Through circumstances of living in shelters in the Skid Row area, they had become friends with Thalia (the girl wearing the pink shirt in the video below) who was nine at the time. Within moments of being in the playroom, the children began performing a song for me. They explained that it was something they had written themselves.

Their song (featured in the video below) and their band were called "The Sister Girls" and the song describes their unique sisterhood. Even though the four girls were not all related by blood, they stuck together. These girls had formed a new kind of family.

I was so profoundly moved by their hopeful song, their creativity and their beautiful voices. Despite the harsh realities these children were facing and the amount of innocence they have been deprived of due to their circumstances, they were filled with light and song.

Children should never have to be consumed with issues of basic survival. They should not have to worry about where their next meal is coming from or if they will even eat. They should not have to think about where they will be sleeping from one night to the next. But these children did not waste time feeling sorry for themselves. They had instead developed a collective love and compassion for one another.
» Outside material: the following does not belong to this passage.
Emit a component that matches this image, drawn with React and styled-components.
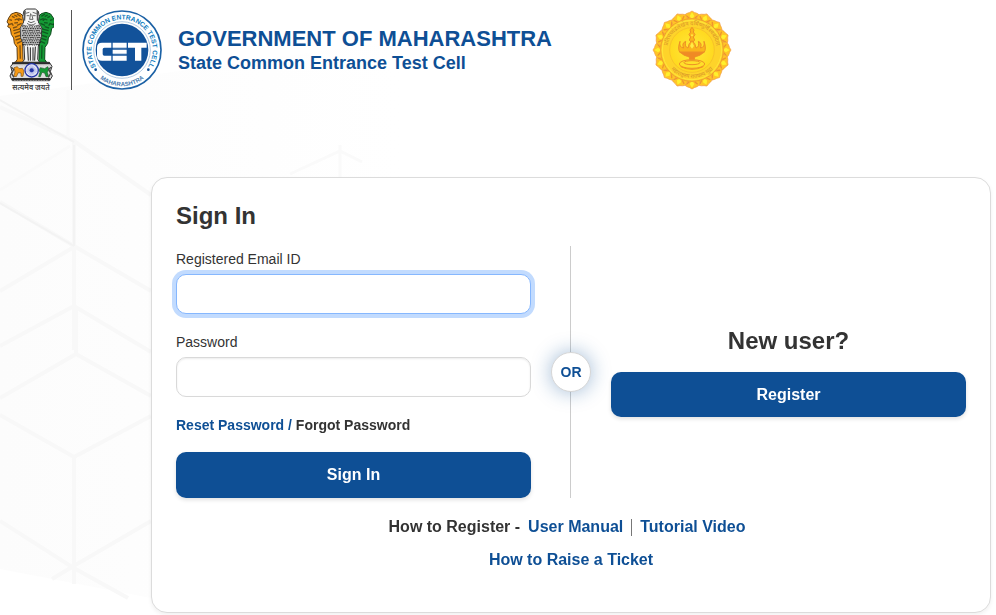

Nearly twenty years after seeing that homeless family on the street, I had expected to feel nothing but despair and heartbreak upon my next encounter. I did not expect to walk away feeling so uplifted and filled with hope and happiness. Listening to them sing reminded me that happiness is not defined by our situations, but by our state of mind and our will and desire to overcome. I am still filled with questions and my heart still aches for the children around the world who go without food, love and shelter. But I am also filled with hope and joy to see children transcend their pain, through art and song.